Ben Affleck Realizes Now His Batman Was, Like, Way Too Dark

Micheal

Batfleck

For some actors, landing a marquee superhero role is a career-capping honor. For others—including most of Hollywood’s Batmen over the years, including Michael Keaton, Christian Bale, and Robert Pattinson—it’s an interesting and entertaining, but not defining, part of their filmography. For a few, or maybe just one performer in particular, it’s something to be looked back upon with despair and loathing. That performer being, of course, Ben Affleck.

Affleck’s unhappiness during his “Batfleck” period was well-documented and became prolific meme fodder. He first took on the mantle for 2016’s Batman v Superman: Dawn of Justice and also played the character in both versions of Justice League. His last time as Batman came with a cameo in 2023’s The Flash. And with DC’s leadership now in new hands, and at least one new Batman now established in Robert Pattinson, it seems Affleck is free forever from any future returns.

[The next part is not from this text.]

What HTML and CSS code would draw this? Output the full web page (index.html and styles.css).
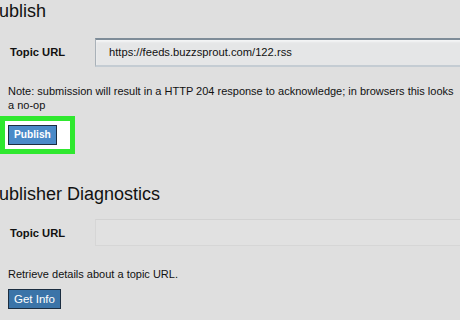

In a new interview with GQ, it sounds like he’s found creative fulfillment in both producing and directing more than acting lately, though he does have The Accountant 2 opening soon. One reason seems to be his less-than-happy state of mind while he was on the Justice League set.

“There are a number of reasons why that was a really excruciating experience. And they don’t all have to do with the simple dynamic of, say, being in a superhero movie or whatever,” he told the magazine. “I am not interested in going down that particular genre again, not because of that bad experience, but just: I’ve lost interest in what was of interest about it to me. But I certainly wouldn’t want to replicate an experience like that. A lot of it was misalignment of agendas, understandings, expectations. And also by the way, I wasn’t bringing anything particularly wonderful to that equation at the time, either. I had my own failings, significant failings, in that process and at that time.”

Also, he realized along the way that things had perhaps gotten overly dark for Batman and the rest of the DC Extended Universe. “It started to skew too old for a big part of the audience. Like even my own son at the time was too scared to watch the movie. And so when I saw that I was like, ‘Oh shit, we have a problem,’” he recalled. “Then I think that’s when you had a filmmaker that wanted to continue down that road and a studio that wanted to recapture all the younger audience at cross purposes. Then you have two entities, two people really wanting to do something different and that is a really bad recipe.”

It wasn’t time completely wasted, however. “I had a really good time. I loved doing the Batman movie. I loved Batman v Superman. And I liked my brief stints on The Flash that I did and when I got to work with Viola Davis on Suicide Squad for a day or two,” Affleck said. “In terms of creatively, I really think that I like the idea and the ambition that I had for it, which was of the sort of older, broken, damaged Bruce Wayne. And it was something we really went for in the first movie.”